The translator paused, unsure of how to precisely convey the Lunar Ambassador's last remark. One dipthong out of place and it would be an insult regarding the Martian King's ancestry and their sexual predilictions (not that it wouldn't have been a true remark, of course) rather than the grand (if grandiloquent) gesture of universal peace and harmony it really was. And, thought the translator - who suffered from an incurably wry and warped sense of humor - it would be much the funnier of the two...

April 2, 2007

The Paul Lynde Award For Best Comedy Album Goes To...

The Soft Boys - Invisible Hits (1983)

Bats, millions of bats, in thousands of day-glow crazy colors, plaid included, spun themselves nightly, dizzily, into the air from the damp and malodorous cavern mouth directly below Jake's window in the castle's south tower. He would enjoy his nightly rations of gin, tonic and lime - sometimes all at once in a drink he fancied he had invented himself - watching this wonderful show he similarly fancied was put on purely for his own special amusement. Jake was a simple and happy man, right up until the day they came and took him by the hand and led him to the top of the tower, staggeringly drunk as could be, and pushed him over the precipitous edge into the cavern mouth far below. As he fell, seeing the thousands of scattered skulls and still-decaying bodies ahead of him, he finally realized the source of that strange, piercing shriek that nightly signalled the emergence of the beautiful bats.

No Time For Tea, No Time For Two

Eric's Trip - Purple Blue (1996)

Astronomy was such a quiet, pleasant, meditative pastime, reflected Jackie, known to family, friends and foes alike as The Star Queen. To gaze into black infinity, upon the ancient hearts of hydrogen starflames, was to lose one's self in the placid immensity of time, to sink like a stone through a million miles of darkest water, never reaching bottom, weightless and loveless and perfectly alone, alone forever. That's the way Jackie liked it.

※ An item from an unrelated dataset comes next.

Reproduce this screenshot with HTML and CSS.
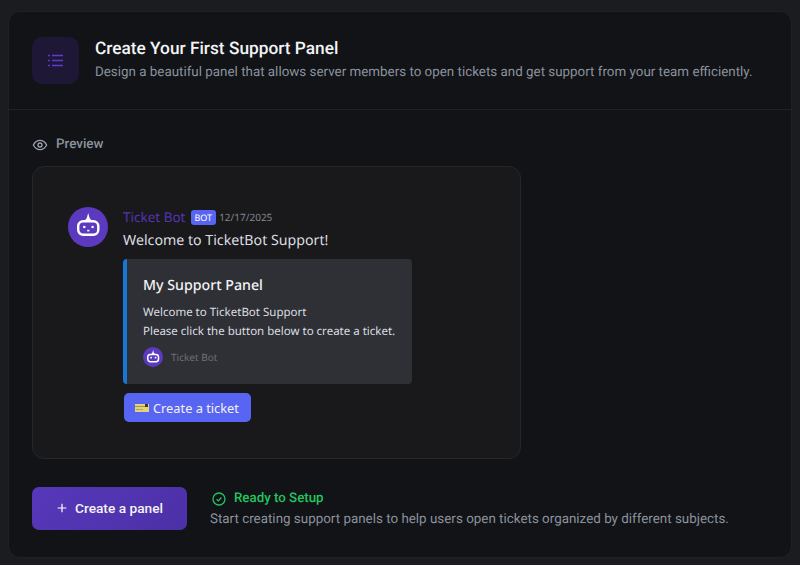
FILE: index.html
```html
<!DOCTYPE html>
<html lang="en">
<head>
    <meta charset="UTF-8">
    <meta name="viewport" content="width=device-width, initial-scale=1.0">
    <title>Create a panel</title>
    <link rel="stylesheet" href="styles.css">
</head>
<body>
    <div class="panel">
        <div class="panel-header">
            <div class="header-icon">
                <svg width="15" height="13" viewBox="0 0 15 13" fill="none" stroke="#5f38d6" stroke-width="1.6">
                    <path d="M0 1.5h1.8M0 6.5h1.8M0 11.5h1.8M4 1.5H15.5M4 6.5H15.5M4 11.5H15.5"/>
                </svg>
            </div>
            <div>
                <h2>Create Your First Support Panel</h2>
                <p class="subtitle">Design a beautiful panel that allows server members to open tickets and get support from your team efficiently.</p>
            </div>
        </div>

        <div class="panel-body">
            <div class="preview-label">
                <svg width="16" height="16" viewBox="0 0 24 24" fill="none" stroke="#9ca3af" stroke-width="2" stroke-linecap="round" stroke-linejoin="round">
                    <path d="M2 12s3.6-7 10-7 10 7 10 7-3.6 7-10 7-10-7-10-7z"/>
                    <circle cx="12" cy="12" r="3"/>
                </svg>
                <span>Preview</span>
            </div>

            <div class="preview-card">
                <div class="message">
                    <div class="avatar">
                        <svg width="26" height="28" viewBox="0 -1 26 28">
                            <path d="M13.2 -1l1.4 5 2.4 3h-7.6l2.4-3z" fill="#fff"/>
                            <rect x="3.2" y="7.2" width="20.1" height="13.6" rx="5" fill="none" stroke="#fff" stroke-width="2.4"/>
                            <rect x="8.2" y="11.9" width="2.2" height="2.2" fill="#fff"/>
                            <rect x="16.5" y="11.9" width="2.2" height="2.2" fill="#fff"/>
                            <rect x="12.2" y="15.8" width="2.2" height="1.6" fill="#fff"/>
                        </svg>
                    </div>
                    <div class="message-content">
                        <div class="message-head">
                            <span class="bot-name">Ticket Bot</span>
                            <span class="bot-tag">BOT</span>
                            <span class="message-date">12/17/2025</span>
                        </div>
                        <div class="message-text">Welcome to TicketBot Support!</div>

                        <div class="embed">
                            <div class="embed-title">My Support Panel</div>
                            <div class="embed-text">Welcome to TicketBot Support<br>Please click the button below to create a ticket.</div>
                            <div class="embed-footer">
                                <div class="avatar-small">
                                    <svg width="14" height="15" viewBox="0 -1 26 28">
                                        <path d="M13.2 -1l1.4 5 2.4 3h-7.6l2.4-3z" fill="#fff"/>
                                        <rect x="3.2" y="7.2" width="20.1" height="13.6" rx="5" fill="none" stroke="#fff" stroke-width="2.8"/>
                                        <rect x="8" y="11.7" width="3" height="3" fill="#fff"/>
                                        <rect x="16.2" y="11.7" width="3" height="3" fill="#fff"/>
                                    </svg>
                                </div>
                                <span>Ticket Bot</span>
                            </div>
                        </div>

                        <button class="ticket-button">
                            <svg width="14" height="10" viewBox="0 0 14 10">
                                <rect y="1" width="14" height="8" fill="#e3d27a"/>
                                <rect y="3" width="10" height="1" fill="#a3954a"/>
                                <rect x="1" y="6" width="7" height="1" fill="#b5a650"/>
                                <rect x="10" y="1" width="3" height="3" fill="#3a3a2c"/>
                            </svg>
                            Create a ticket
                        </button>
                    </div>
                </div>
            </div>

            <div class="panel-footer">
                <button class="create-button">
                    <svg width="12" height="12" viewBox="0 0 12 12" stroke="#fff" stroke-width="1.2">
                        <path d="M6 1.7v8.6M1.7 6h8.6"/>
                    </svg>
                    Create a panel
                </button>
                <div class="ready-block">
                    <div class="ready">
                        <svg width="14" height="14" viewBox="0 0 14 14" fill="none" stroke="#22c55e" stroke-width="1.3">
                            <circle cx="7" cy="7" r="6"/>
                            <path d="M4.6 7.2l1.8 1.7 3-3.4"/>
                        </svg>
                        <span>Ready to Setup</span>
                    </div>
                    <p class="ready-text">Start creating support panels to help users open tickets organized by different subjects.</p>
                </div>
            </div>
        </div>
    </div>
</body>
</html>
```

FILE: styles.css
```css
body {
    font-family: Roboto, Arial, sans-serif;
    text-rendering: geometricPrecision;
    background-color: #1a1c20;
    margin: 0;
    padding: 11px 8px 7px 8px;
    box-sizing: border-box;
    height: 100vh;
    overflow: hidden;
}

.panel {
    background: #111317;
    border: 1px solid #1f2125;
    border-radius: 12px;
    height: 100%;
    box-sizing: border-box;
}

.panel-header {
    display: flex;
    align-items: flex-start;
    gap: 16px;
    padding: 25px 23px 25px 23px;
    border-bottom: 1px solid #1f2125;
}

.header-icon {
    width: 47px;
    height: 47px;
    border-radius: 10px;
    background: #1e1735;
    display: flex;
    align-items: center;
    justify-content: center;
    flex-shrink: 0;
}

h2 {
    margin: 0;
    font-size: 17.3px;
    line-height: 24px;
    font-weight: 500;
    color: #f3f4f6;
}

.subtitle {
    margin: 2px 0 0 0;
    font-size: 13.38px;
    line-height: 20px;
    color: #8b929c;
}

.panel-body {
    padding: 24px 23px;
}

.preview-label {
    display: flex;
    align-items: center;
    gap: 8px;
    font-size: 13.4px;
    line-height: 20px;
    font-weight: 500;
    color: #8b929c;
    margin-bottom: 11px;
}

.preview-label span {
    margin-top: 1px;
}

.preview-card {
    width: 489px;
    height: 293px;
    box-sizing: border-box;
    background: #19191c;
    border: 1px solid #26272b;
    border-radius: 12px;
    padding: 40px 35px;
}

.message {
    display: flex;
    gap: 15px;
    font-family: "Noto Sans", Roboto, sans-serif;
}

.avatar {
    width: 40px;
    height: 40px;
    border-radius: 50%;
    background: #5b3abf;
    display: flex;
    align-items: center;
    justify-content: center;
    flex-shrink: 0;
}

.message-head {
    display: flex;
    align-items: center;
    gap: 3px;
    height: 20px;
}

.bot-name {
    font-size: 13.5px;
    color: #5433b0;
}

.bot-tag {
    background: #5865f2;
    color: #fff;
    font-size: 9px;
    line-height: 15px;
    padding: 0 4px;
    border-radius: 3px;
    margin-left: 2px;
}

.message-date {
    font-size: 10px;
    color: #82858c;
}

.message-text {
    font-size: 14.2px;
    line-height: 22px;
    color: #dcdde0;
    margin-top: 3px;
}

.embed {
    width: 289px;
    height: 125px;
    box-sizing: border-box;
    margin-top: 7px;
    background: #2f3036;
    border-left: 4px solid #1877d4;
    border-radius: 4px;
    padding: 17px 16px 16px 16px;
}

.embed-title {
    font-size: 14.2px;
    line-height: 20px;
    font-weight: 500;
    color: #f2f3f5;
}

.embed-text {
    font-size: 11.5px;
    line-height: 19px;
    color: #dbdee1;
    margin-top: 7px;
}

.embed-footer {
    display: flex;
    align-items: center;
    gap: 8px;
    margin-top: 6px;
    font-size: 10px;
    color: #6d6f76;
}

.avatar-small {
    width: 20px;
    height: 20px;
    border-radius: 50%;
    background: #5b3abf;
    display: flex;
    align-items: center;
    justify-content: center;
}

.ticket-button {
    display: flex;
    align-items: center;
    gap: 4px;
    width: 127px;
    height: 29px;
    margin: 9px 0 0 1px;
    padding: 0 11px;
    background: #5865f2;
    color: #f2f3f5;
    border: none;
    border-radius: 5px;
    font-family: inherit;
    font-size: 12.8px;
    white-space: nowrap;
    cursor: pointer;
}

.panel-footer {
    display: flex;
    align-items: center;
    gap: 23px;
    margin-top: 28px;
}

.create-button {
    display: flex;
    align-items: center;
    justify-content: center;
    gap: 7px;
    width: 155px;
    height: 43px;
    padding: 0 0 2px 0;
    background: linear-gradient(135deg, #5638ba, #4c30a6);
    color: #f3f4f6;
    border: none;
    border-radius: 7px;
    font-family: inherit;
    font-size: 13.7px;
    font-weight: 500;
    cursor: pointer;
}

.ready-block {
    margin-top: 2px;
}

.ready {
    display: flex;
    align-items: center;
    gap: 8px;
    margin-left: 2px;
    font-size: 13.3px;
    line-height: 18px;
    font-weight: 500;
    color: #22c55e;
}

.ready-text {
    margin: 2px 0 0 0;
    font-size: 13.4px;
    line-height: 20px;
    color: #8b929c;
}
```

Don't Pick It Up, Don't Take It Home, Don't Even Think About It

Jacobites - Jacobites (1984)

No one was more passionate about their collecting than Philip, or so Philip believed. Stamps and coins and beer cans (pre-War, whichever War), worthless 19th century stocks and bonds, antique Egyptian pornography, other people's vacation photos - these and a thousand other obsessive collections were the boon and bane of his existence. One morning, though, Philip found he could no longer find the door to his own home. The night before, bringing in an armload of Victorian doll-diapers he couldn't believe he had been lucky enough to score at a local estate sale that morning, he'd bumped into and knocked over a teetering stack of Pop-Art styled plastic drink coasters. Through the night, the resulting slow cascade of collectables had effectively, permanently sealed Philip inside his three-bedroom suburban ranch with semi-detached garage (he had once hoped to eventually purchase all of the seven others in his cul-de-sac, as both a further collection and further storage). Every window, every door, every inch of wall space was hidden behind literal tons of suddenly worthless and frighteningly dense junk. The more Philip scrambled to find an exit, the more it all shifted and moved and trapped him. Finally, exhausted, Philip lay down on an improvised bed of kim chee cans he'd bought for their unique labels, which if properly arranged on a shelf portrayed the slapstick antics of a Korean cartoon character he'd never learned the correct name of. Staring at the work of a lifetime, he sighed and wished he'd thought seriously upon collecting can openers. But that had seemed such a silly idea at the time.